_Stated task_
Output the material beneath this task exactly, images excluded.
______________________________
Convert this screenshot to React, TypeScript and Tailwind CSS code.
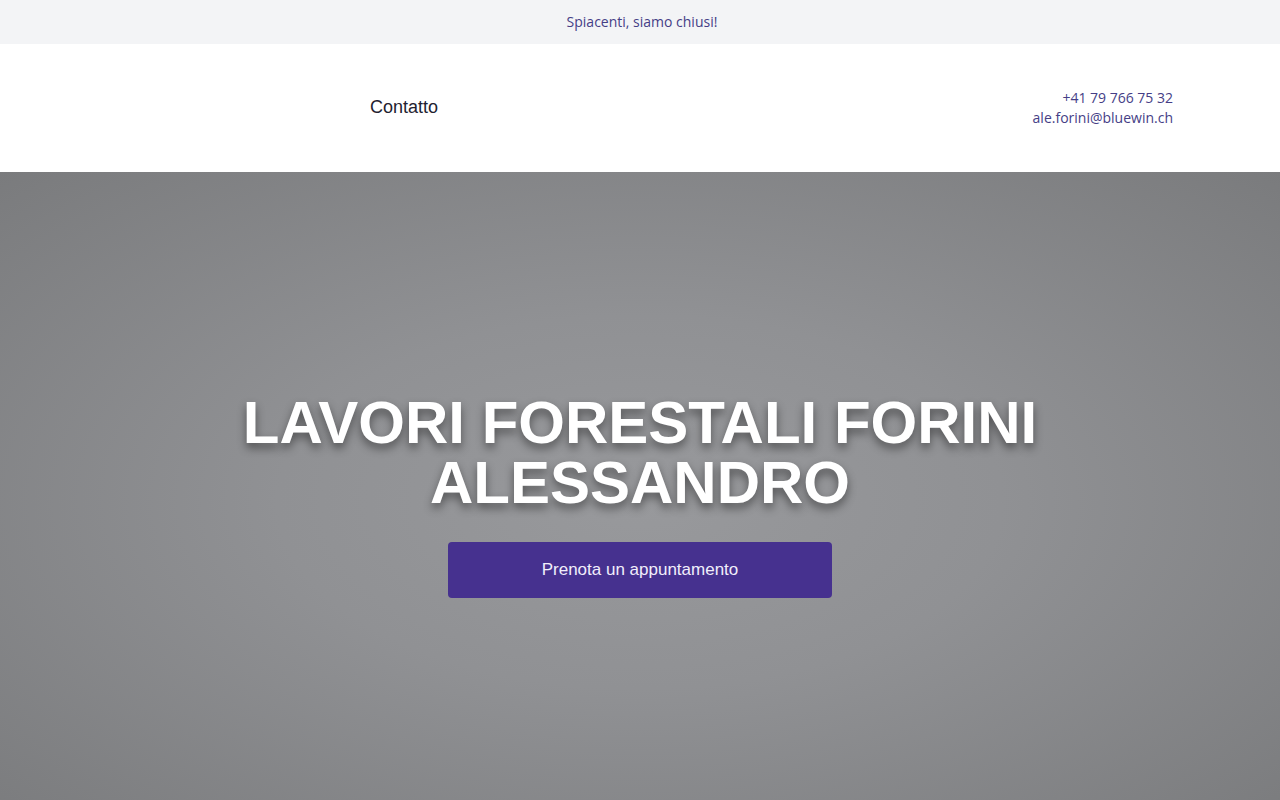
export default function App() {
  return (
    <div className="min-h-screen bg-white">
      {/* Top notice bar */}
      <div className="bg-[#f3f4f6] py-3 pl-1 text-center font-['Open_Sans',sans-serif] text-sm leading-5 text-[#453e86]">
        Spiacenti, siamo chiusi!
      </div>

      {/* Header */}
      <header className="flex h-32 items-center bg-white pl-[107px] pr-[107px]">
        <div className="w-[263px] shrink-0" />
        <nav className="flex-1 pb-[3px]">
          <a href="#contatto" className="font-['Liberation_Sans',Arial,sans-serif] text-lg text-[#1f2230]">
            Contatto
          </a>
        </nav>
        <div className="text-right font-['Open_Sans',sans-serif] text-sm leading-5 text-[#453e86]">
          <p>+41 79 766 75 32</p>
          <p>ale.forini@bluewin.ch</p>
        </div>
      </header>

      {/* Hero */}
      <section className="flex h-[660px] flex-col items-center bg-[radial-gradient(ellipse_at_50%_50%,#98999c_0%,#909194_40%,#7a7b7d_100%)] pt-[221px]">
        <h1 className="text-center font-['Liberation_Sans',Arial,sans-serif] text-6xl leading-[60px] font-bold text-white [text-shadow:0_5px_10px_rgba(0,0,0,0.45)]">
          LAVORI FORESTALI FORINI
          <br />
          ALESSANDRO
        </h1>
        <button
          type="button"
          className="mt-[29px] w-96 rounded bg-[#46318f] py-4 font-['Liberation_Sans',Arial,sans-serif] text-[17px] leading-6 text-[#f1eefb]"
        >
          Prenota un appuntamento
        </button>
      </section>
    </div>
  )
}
______________________________
_The completed task_
Convert this screenshot to React, TypeScript and Tailwind CSS code.
export default function App() {
  return (
    <div className="min-h-screen bg-white">
      {/* Top notice bar */}
      <div className="bg-[#f3f4f6] py-3 pl-1 text-center font-['Open_Sans',sans-serif] text-sm leading-5 text-[#453e86]">
        Spiacenti, siamo chiusi!
      </div>

      {/* Header */}
      <header className="flex h-32 items-center bg-white pl-[107px] pr-[107px]">
        <div className="w-[263px] shrink-0" />
        <nav className="flex-1 pb-[3px]">
          <a href="#contatto" className="font-['Liberation_Sans',Arial,sans-serif] text-lg text-[#1f2230]">
            Contatto
          </a>
        </nav>
        <div className="text-right font-['Open_Sans',sans-serif] text-sm leading-5 text-[#453e86]">
          <p>+41 79 766 75 32</p>
          <p>ale.forini@bluewin.ch</p>
        </div>
      </header>

      {/* Hero */}
      <section className="flex h-[660px] flex-col items-center bg-[radial-gradient(ellipse_at_50%_50%,#98999c_0%,#909194_40%,#7a7b7d_100%)] pt-[221px]">
        <h1 className="text-center font-['Liberation_Sans',Arial,sans-serif] text-6xl leading-[60px] font-bold text-white [text-shadow:0_5px_10px_rgba(0,0,0,0.45)]">
          LAVORI FORESTALI FORINI
          <br />
          ALESSANDRO
        </h1>
        <button
          type="button"
          className="mt-[29px] w-96 rounded bg-[#46318f] py-4 font-['Liberation_Sans',Arial,sans-serif] text-[17px] leading-6 text-[#f1eefb]"
        >
          Prenota un appuntamento
        </button>
      </section>
    </div>
  )
}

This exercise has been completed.